[START]

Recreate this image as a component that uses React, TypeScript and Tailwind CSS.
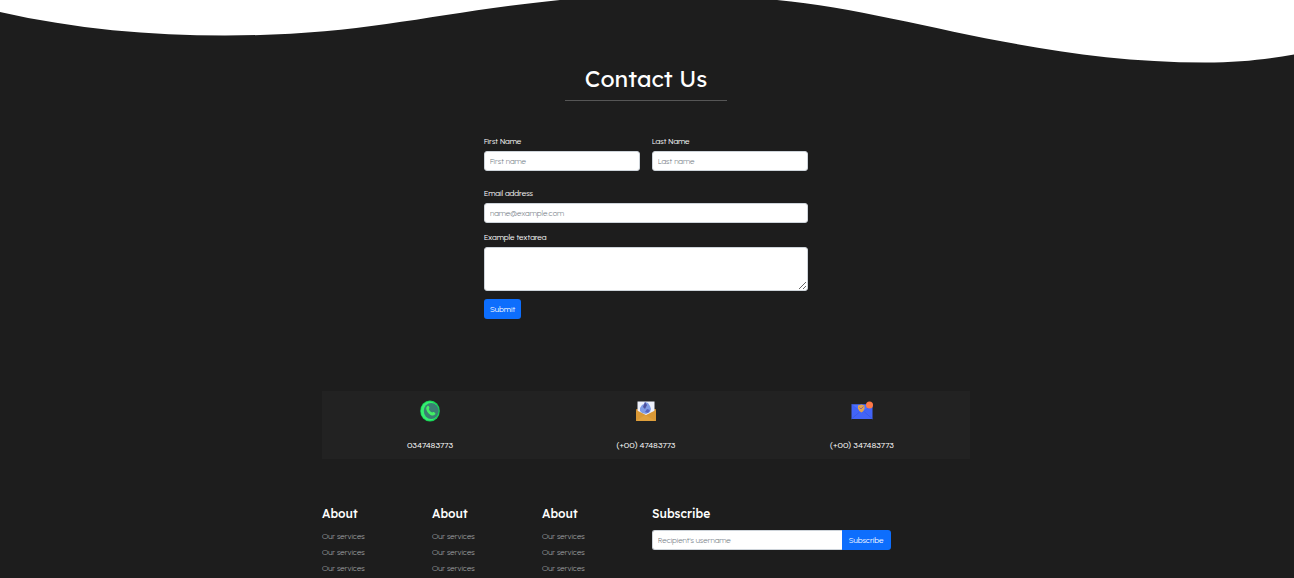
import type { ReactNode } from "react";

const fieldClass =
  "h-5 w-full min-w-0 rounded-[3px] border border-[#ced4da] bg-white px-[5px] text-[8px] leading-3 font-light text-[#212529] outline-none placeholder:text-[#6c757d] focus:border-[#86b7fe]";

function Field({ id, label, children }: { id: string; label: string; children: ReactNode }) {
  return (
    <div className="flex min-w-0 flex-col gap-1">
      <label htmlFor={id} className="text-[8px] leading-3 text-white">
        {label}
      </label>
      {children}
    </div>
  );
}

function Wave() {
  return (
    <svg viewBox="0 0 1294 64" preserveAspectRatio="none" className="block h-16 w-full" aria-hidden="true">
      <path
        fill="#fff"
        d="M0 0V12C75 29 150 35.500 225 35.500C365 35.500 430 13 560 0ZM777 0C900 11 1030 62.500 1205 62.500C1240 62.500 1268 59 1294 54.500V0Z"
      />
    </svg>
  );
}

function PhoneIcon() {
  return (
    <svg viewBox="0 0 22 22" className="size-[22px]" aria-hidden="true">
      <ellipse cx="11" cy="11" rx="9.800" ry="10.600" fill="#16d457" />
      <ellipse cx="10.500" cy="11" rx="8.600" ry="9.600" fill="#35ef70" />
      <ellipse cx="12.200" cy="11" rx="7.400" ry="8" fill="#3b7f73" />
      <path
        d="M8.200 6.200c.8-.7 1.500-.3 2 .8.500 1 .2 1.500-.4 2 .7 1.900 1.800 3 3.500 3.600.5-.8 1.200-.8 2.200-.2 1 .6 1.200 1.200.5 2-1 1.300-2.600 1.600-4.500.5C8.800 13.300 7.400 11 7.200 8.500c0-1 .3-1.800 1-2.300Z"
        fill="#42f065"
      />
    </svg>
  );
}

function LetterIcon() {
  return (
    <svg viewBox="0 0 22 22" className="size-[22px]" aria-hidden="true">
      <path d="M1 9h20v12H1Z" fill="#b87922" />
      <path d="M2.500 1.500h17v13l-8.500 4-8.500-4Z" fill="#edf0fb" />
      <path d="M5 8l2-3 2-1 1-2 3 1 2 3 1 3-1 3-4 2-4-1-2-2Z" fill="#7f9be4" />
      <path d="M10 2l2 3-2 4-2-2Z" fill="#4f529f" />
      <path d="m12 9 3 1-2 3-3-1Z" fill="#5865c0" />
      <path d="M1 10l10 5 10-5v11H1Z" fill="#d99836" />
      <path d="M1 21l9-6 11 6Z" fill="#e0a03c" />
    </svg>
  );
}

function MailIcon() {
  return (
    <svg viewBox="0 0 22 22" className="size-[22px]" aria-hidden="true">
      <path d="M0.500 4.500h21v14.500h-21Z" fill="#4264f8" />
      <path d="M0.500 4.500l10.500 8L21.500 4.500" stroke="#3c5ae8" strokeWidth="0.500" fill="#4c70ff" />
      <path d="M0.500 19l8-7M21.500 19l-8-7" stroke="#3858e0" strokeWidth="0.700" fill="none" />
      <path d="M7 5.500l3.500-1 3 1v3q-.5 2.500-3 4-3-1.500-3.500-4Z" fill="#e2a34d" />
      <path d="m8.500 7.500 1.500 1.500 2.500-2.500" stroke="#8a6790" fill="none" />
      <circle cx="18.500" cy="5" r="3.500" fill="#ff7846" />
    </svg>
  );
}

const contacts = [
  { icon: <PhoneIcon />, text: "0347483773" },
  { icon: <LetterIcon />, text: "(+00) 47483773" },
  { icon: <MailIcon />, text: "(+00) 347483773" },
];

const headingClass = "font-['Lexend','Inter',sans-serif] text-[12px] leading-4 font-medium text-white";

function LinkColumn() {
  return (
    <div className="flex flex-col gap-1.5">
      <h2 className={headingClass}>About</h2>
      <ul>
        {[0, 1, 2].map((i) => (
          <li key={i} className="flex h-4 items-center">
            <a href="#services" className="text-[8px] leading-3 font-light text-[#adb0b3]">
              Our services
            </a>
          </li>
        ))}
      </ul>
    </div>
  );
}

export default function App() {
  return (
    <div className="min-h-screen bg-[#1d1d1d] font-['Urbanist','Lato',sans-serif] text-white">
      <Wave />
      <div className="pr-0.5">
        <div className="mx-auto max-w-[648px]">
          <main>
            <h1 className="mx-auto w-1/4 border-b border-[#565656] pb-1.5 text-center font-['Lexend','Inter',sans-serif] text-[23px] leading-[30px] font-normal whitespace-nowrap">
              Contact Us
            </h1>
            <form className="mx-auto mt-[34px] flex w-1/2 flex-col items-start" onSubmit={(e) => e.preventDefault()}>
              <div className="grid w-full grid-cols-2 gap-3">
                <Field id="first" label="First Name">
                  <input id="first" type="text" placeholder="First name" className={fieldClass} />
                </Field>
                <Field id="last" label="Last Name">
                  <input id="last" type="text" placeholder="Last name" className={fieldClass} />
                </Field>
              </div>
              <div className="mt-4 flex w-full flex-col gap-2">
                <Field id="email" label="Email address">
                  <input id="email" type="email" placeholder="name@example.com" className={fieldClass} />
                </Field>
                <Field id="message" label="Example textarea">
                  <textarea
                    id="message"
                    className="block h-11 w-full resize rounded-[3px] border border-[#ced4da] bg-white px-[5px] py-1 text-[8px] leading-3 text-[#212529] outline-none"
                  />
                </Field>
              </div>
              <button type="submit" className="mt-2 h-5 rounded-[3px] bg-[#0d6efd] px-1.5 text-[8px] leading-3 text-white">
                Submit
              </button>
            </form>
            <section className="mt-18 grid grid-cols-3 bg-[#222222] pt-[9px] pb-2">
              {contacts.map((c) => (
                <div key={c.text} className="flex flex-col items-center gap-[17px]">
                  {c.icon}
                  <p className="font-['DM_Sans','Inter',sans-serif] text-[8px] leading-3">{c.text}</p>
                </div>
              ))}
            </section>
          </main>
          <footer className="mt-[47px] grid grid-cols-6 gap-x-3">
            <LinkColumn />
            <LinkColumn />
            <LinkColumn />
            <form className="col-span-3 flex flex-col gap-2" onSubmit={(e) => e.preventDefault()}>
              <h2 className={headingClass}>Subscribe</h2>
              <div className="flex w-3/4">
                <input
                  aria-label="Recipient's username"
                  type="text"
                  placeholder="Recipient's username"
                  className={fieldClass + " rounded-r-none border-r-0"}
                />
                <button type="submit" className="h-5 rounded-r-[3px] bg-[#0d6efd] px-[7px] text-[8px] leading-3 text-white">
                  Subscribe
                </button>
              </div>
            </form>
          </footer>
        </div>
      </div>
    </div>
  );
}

[END]

* Given problem
Reproduce each line word for word and drop the pictures.

* Written response
Recreate this image as a component that uses React, TypeScript and Tailwind CSS.
import type { ReactNode } from "react";

const fieldClass =
  "h-5 w-full min-w-0 rounded-[3px] border border-[#ced4da] bg-white px-[5px] text-[8px] leading-3 font-light text-[#212529] outline-none placeholder:text-[#6c757d] focus:border-[#86b7fe]";

function Field({ id, label, children }: { id: string; label: string; children: ReactNode }) {
  return (
    <div className="flex min-w-0 flex-col gap-1">
      <label htmlFor={id} className="text-[8px] leading-3 text-white">
        {label}
      </label>
      {children}
    </div>
  );
}

function Wave() {
  return (
    <svg viewBox="0 0 1294 64" preserveAspectRatio="none" className="block h-16 w-full" aria-hidden="true">
      <path
        fill="#fff"
        d="M0 0V12C75 29 150 35.500 225 35.500C365 35.500 430 13 560 0ZM777 0C900 11 1030 62.500 1205 62.500C1240 62.500 1268 59 1294 54.500V0Z"
      />
    </svg>
  );
}

function PhoneIcon() {
  return (
    <svg viewBox="0 0 22 22" className="size-[22px]" aria-hidden="true">
      <ellipse cx="11" cy="11" rx="9.800" ry="10.600" fill="#16d457" />
      <ellipse cx="10.500" cy="11" rx="8.600" ry="9.600" fill="#35ef70" />
      <ellipse cx="12.200" cy="11" rx="7.400" ry="8" fill="#3b7f73" />
      <path
        d="M8.200 6.200c.8-.7 1.500-.3 2 .8.500 1 .2 1.500-.4 2 .7 1.900 1.800 3 3.500 3.600.5-.8 1.200-.8 2.200-.2 1 .6 1.200 1.200.5 2-1 1.300-2.600 1.600-4.500.5C8.800 13.300 7.400 11 7.200 8.500c0-1 .3-1.800 1-2.300Z"
        fill="#42f065"
      />
    </svg>
  );
}

function LetterIcon() {
  return (
    <svg viewBox="0 0 22 22" className="size-[22px]" aria-hidden="true">
      <path d="M1 9h20v12H1Z" fill="#b87922" />
      <path d="M2.500 1.500h17v13l-8.500 4-8.500-4Z" fill="#edf0fb" />
      <path d="M5 8l2-3 2-1 1-2 3 1 2 3 1 3-1 3-4 2-4-1-2-2Z" fill="#7f9be4" />
      <path d="M10 2l2 3-2 4-2-2Z" fill="#4f529f" />
      <path d="m12 9 3 1-2 3-3-1Z" fill="#5865c0" />
      <path d="M1 10l10 5 10-5v11H1Z" fill="#d99836" />
      <path d="M1 21l9-6 11 6Z" fill="#e0a03c" />
    </svg>
  );
}

function MailIcon() {
  return (
    <svg viewBox="0 0 22 22" className="size-[22px]" aria-hidden="true">
      <path d="M0.500 4.500h21v14.500h-21Z" fill="#4264f8" />
      <path d="M0.500 4.500l10.500 8L21.500 4.500" stroke="#3c5ae8" strokeWidth="0.500" fill="#4c70ff" />
      <path d="M0.500 19l8-7M21.500 19l-8-7" stroke="#3858e0" strokeWidth="0.700" fill="none" />
      <path d="M7 5.500l3.500-1 3 1v3q-.5 2.500-3 4-3-1.500-3.500-4Z" fill="#e2a34d" />
      <path d="m8.500 7.500 1.500 1.500 2.500-2.500" stroke="#8a6790" fill="none" />
      <circle cx="18.500" cy="5" r="3.500" fill="#ff7846" />
    </svg>
  );
}

const contacts = [
  { icon: <PhoneIcon />, text: "0347483773" },
  { icon: <LetterIcon />, text: "(+00) 47483773" },
  { icon: <MailIcon />, text: "(+00) 347483773" },
];

const headingClass = "font-['Lexend','Inter',sans-serif] text-[12px] leading-4 font-medium text-white";

function LinkColumn() {
  return (
    <div className="flex flex-col gap-1.5">
      <h2 className={headingClass}>About</h2>
      <ul>
        {[0, 1, 2].map((i) => (
          <li key={i} className="flex h-4 items-center">
            <a href="#services" className="text-[8px] leading-3 font-light text-[#adb0b3]">
              Our services
            </a>
          </li>
        ))}
      </ul>
    </div>
  );
}

export default function App() {
  return (
    <div className="min-h-screen bg-[#1d1d1d] font-['Urbanist','Lato',sans-serif] text-white">
      <Wave />
      <div className="pr-0.5">
        <div className="mx-auto max-w-[648px]">
          <main>
            <h1 className="mx-auto w-1/4 border-b border-[#565656] pb-1.5 text-center font-['Lexend','Inter',sans-serif] text-[23px] leading-[30px] font-normal whitespace-nowrap">
              Contact Us
            </h1>
            <form className="mx-auto mt-[34px] flex w-1/2 flex-col items-start" onSubmit={(e) => e.preventDefault()}>
              <div className="grid w-full grid-cols-2 gap-3">
                <Field id="first" label="First Name">
                  <input id="first" type="text" placeholder="First name" className={fieldClass} />
                </Field>
                <Field id="last" label="Last Name">
                  <input id="last" type="text" placeholder="Last name" className={fieldClass} />
                </Field>
              </div>
              <div className="mt-4 flex w-full flex-col gap-2">
                <Field id="email" label="Email address">
                  <input id="email" type="email" placeholder="name@example.com" className={fieldClass} />
                </Field>
                <Field id="message" label="Example textarea">
                  <textarea
                    id="message"
                    className="block h-11 w-full resize rounded-[3px] border border-[#ced4da] bg-white px-[5px] py-1 text-[8px] leading-3 text-[#212529] outline-none"
                  />
                </Field>
              </div>
              <button type="submit" className="mt-2 h-5 rounded-[3px] bg-[#0d6efd] px-1.5 text-[8px] leading-3 text-white">
                Submit
              </button>
            </form>
            <section className="mt-18 grid grid-cols-3 bg-[#222222] pt-[9px] pb-2">
              {contacts.map((c) => (
                <div key={c.text} className="flex flex-col items-center gap-[17px]">
                  {c.icon}
                  <p className="font-['DM_Sans','Inter',sans-serif] text-[8px] leading-3">{c.text}</p>
                </div>
              ))}
            </section>
          </main>
          <footer className="mt-[47px] grid grid-cols-6 gap-x-3">
            <LinkColumn />
            <LinkColumn />
            <LinkColumn />
            <form className="col-span-3 flex flex-col gap-2" onSubmit={(e) => e.preventDefault()}>
              <h2 className={headingClass}>Subscribe</h2>
              <div className="flex w-3/4">
                <input
                  aria-label="Recipient's username"
                  type="text"
                  placeholder="Recipient's username"
                  className={fieldClass + " rounded-r-none border-r-0"}
                />
                <button type="submit" className="h-5 rounded-r-[3px] bg-[#0d6efd] px-[7px] text-[8px] leading-3 text-white">
                  Subscribe
                </button>
              </div>
            </form>
          </footer>
        </div>
      </div>
    </div>
  );
}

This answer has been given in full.